Here are some records; copy every line that holds the word "screenshot".

[Given data]
——————————

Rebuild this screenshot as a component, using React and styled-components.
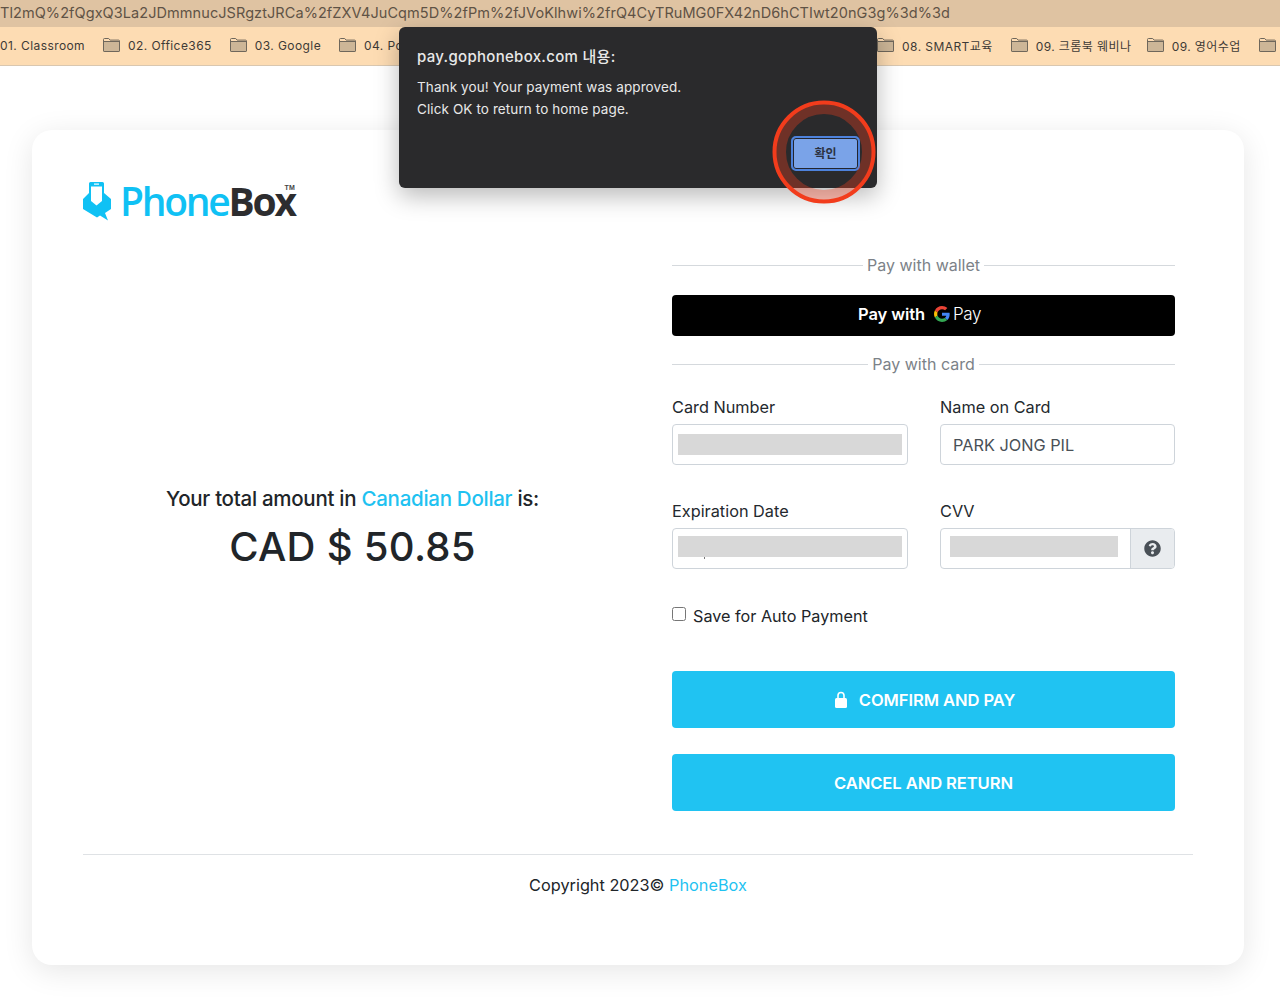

——————————

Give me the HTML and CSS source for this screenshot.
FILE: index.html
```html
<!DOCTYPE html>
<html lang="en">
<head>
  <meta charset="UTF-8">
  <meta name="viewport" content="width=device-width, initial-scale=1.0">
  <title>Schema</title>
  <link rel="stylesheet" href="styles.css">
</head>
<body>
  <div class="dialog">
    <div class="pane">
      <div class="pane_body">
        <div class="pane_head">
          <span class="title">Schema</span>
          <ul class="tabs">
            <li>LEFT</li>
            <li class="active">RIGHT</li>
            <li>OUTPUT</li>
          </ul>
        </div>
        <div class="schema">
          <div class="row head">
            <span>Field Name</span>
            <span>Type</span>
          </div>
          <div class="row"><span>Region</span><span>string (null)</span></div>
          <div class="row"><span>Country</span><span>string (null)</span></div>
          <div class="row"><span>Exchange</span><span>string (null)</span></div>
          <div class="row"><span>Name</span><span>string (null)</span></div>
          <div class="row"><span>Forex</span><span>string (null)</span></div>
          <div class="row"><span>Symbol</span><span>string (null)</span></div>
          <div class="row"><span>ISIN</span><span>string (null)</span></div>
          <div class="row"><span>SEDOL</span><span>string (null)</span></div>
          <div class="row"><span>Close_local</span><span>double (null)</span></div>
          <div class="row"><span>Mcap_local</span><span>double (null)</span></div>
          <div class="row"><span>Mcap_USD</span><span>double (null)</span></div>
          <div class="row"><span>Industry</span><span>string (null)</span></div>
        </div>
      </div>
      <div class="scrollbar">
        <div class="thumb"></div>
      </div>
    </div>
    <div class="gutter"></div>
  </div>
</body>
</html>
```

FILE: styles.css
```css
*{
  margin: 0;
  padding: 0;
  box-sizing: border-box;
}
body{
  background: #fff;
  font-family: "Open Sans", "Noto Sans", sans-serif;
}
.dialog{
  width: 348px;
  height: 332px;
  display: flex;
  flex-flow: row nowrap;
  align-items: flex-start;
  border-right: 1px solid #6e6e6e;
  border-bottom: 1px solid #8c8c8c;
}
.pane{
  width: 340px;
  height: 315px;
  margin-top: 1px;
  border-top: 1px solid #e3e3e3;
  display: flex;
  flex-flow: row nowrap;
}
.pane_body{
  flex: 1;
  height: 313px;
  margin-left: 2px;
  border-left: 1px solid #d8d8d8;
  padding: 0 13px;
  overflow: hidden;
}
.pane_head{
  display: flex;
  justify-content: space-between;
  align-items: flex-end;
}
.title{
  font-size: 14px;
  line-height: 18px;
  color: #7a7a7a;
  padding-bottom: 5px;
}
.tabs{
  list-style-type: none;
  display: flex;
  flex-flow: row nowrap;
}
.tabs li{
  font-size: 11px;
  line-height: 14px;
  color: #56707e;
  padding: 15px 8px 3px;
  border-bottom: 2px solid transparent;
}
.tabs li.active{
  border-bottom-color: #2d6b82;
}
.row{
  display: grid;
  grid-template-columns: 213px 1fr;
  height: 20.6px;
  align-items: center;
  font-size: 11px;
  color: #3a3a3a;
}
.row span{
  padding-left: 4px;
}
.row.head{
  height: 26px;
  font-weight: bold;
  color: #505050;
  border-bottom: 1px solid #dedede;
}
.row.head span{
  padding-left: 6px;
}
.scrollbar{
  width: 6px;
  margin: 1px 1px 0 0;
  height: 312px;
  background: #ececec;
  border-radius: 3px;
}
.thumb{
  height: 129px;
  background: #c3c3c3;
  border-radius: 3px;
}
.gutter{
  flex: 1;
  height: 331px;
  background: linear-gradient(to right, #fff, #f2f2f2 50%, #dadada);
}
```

——————————

[Response to this exercise]
Rebuild this screenshot as a component, using React and styled-components.
Give me the HTML and CSS source for this screenshot.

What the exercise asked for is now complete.